Password managers also help by matching the exact domain, but users should still inspect unexpected requests and navigate through known links.

Account security is layered.

Passkeys

Passkeys use public-key cryptography rather than a shared password.

The user's device keeps a private key. The service stores a public key. Authentication proves possession of the private key and is bound to the legitimate site.

Benefits include:

  • Resistance to credential phishing
  • No reusable server-side secret
  • No password guessing
  • Device biometric or PIN convenience

Recovery and device synchronization still matter. Password managers increasingly store passkeys alongside traditional credentials.

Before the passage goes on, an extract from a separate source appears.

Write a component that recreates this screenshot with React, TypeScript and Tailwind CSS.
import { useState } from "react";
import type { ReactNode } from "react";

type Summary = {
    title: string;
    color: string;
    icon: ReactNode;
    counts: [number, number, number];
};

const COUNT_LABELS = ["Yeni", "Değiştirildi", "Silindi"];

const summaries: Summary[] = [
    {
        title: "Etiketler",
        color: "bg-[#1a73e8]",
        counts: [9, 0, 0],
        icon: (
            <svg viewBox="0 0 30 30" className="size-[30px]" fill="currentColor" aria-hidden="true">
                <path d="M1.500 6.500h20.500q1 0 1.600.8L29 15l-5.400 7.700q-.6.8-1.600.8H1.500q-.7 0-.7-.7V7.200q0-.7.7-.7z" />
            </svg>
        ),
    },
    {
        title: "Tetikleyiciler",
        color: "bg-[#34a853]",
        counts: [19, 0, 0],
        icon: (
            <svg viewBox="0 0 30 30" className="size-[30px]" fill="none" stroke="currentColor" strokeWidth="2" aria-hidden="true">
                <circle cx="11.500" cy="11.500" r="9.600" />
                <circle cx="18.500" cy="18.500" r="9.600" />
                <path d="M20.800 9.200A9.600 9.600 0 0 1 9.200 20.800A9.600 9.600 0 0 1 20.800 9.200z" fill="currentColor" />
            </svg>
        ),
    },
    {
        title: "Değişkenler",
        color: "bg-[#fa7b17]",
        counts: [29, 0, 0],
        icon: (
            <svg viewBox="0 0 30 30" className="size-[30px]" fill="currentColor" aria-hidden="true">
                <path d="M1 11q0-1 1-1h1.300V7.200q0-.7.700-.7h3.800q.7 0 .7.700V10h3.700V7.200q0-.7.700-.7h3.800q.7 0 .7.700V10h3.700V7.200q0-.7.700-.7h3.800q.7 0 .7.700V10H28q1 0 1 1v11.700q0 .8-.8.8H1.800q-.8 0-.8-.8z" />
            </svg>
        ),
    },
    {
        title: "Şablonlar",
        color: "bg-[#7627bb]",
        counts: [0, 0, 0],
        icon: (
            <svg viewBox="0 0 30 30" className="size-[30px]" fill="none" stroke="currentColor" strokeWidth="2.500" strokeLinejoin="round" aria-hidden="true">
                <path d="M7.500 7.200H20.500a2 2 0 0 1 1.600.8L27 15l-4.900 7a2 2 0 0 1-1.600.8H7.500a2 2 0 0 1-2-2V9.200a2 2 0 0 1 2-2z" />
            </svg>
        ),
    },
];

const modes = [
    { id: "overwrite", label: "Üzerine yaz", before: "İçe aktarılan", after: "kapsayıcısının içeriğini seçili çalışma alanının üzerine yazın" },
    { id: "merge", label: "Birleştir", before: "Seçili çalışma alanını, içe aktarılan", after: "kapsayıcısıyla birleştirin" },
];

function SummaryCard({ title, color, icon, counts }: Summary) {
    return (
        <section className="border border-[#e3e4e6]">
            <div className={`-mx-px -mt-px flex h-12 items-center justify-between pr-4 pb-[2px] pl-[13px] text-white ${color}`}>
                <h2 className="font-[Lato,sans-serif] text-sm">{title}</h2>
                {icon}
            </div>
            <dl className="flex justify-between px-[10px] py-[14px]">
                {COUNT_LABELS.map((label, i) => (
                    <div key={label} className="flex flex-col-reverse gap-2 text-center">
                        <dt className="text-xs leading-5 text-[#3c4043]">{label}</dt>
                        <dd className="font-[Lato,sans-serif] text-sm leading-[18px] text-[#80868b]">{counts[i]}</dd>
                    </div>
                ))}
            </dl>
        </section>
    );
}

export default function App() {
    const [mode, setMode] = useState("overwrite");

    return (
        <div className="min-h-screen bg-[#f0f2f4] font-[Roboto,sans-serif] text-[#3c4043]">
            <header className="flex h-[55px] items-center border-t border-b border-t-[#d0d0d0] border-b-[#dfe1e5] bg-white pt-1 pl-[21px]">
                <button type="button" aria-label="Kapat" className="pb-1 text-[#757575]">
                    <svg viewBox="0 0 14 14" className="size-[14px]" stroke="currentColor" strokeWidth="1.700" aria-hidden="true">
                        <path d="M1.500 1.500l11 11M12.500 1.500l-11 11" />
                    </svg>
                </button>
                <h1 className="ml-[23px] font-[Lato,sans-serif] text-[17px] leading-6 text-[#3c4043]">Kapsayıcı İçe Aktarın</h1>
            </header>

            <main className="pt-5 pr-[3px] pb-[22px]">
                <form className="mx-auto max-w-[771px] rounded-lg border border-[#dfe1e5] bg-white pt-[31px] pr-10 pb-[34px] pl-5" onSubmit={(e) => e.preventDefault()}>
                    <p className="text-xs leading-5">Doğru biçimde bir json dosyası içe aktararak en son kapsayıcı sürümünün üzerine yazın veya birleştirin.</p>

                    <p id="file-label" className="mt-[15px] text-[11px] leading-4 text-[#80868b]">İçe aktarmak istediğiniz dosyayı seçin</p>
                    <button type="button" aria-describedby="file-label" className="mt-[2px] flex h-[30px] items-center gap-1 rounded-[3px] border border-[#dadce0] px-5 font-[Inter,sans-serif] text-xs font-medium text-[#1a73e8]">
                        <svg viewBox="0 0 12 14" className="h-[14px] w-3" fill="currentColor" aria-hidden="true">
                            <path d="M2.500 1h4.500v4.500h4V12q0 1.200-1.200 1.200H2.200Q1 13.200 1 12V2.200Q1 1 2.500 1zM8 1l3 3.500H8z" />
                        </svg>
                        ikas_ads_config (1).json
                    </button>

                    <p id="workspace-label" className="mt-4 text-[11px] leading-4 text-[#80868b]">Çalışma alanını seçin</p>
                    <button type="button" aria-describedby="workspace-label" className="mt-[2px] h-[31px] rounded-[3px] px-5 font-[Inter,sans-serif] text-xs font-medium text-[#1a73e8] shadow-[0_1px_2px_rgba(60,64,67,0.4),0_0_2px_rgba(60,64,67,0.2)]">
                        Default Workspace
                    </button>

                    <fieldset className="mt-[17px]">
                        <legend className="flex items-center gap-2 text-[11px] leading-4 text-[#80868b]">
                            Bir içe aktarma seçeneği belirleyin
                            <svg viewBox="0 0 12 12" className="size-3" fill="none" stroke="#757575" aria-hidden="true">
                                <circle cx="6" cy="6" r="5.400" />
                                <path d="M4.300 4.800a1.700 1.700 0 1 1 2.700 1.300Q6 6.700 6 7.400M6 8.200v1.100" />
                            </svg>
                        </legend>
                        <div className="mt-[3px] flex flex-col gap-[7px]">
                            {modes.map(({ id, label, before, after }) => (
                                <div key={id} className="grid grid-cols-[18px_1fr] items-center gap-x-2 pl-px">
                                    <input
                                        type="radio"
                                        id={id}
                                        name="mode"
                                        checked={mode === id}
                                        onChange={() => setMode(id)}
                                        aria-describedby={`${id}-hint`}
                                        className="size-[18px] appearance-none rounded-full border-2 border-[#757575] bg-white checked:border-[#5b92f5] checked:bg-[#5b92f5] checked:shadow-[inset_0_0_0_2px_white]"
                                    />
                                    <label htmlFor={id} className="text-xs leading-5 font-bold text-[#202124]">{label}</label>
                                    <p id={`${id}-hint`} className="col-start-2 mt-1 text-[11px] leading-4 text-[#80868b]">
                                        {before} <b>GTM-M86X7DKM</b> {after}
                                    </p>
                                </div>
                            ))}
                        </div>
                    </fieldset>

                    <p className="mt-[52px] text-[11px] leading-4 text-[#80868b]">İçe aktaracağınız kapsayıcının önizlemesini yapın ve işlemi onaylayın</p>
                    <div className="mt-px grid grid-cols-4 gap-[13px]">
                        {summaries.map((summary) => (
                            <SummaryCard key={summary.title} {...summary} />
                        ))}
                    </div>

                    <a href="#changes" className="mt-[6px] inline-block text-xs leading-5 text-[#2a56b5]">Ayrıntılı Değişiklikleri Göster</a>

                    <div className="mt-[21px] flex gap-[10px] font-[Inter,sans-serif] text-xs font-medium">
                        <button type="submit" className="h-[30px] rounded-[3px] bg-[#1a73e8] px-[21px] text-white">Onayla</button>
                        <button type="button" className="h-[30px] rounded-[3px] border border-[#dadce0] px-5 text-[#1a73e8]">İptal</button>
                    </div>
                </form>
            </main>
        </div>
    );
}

Passwords will remain for many services, so both practices are relevant.

Choosing a password manager

Consider:

  • Security architecture and independent audits
  • Update history
  • Platform support
  • Export and recovery options
  • MFA support
  • Organization sharing controls
  • Clear incident communication
  • Sustainable maintenance

Cloud synchronization provides convenience and recovery across devices. A local-only manager offers different control but requires the user to manage backups and synchronization.

Choose a trustworthy model you can use consistently.

Knowledge check

  1. Why is password uniqueness more important than making one reused password complicated?
  2. How does online guessing differ from offline guessing?
  3. What protects a password-manager vault?
  4. Why is recovery also a security boundary?
  5. How do passkeys reduce phishing risk?

The one idea to remember

Use a different long, random password for every account and let a password manager generate and remember them. Protect the vault strongly, plan recovery, and enable phishing-resistant authentication where available.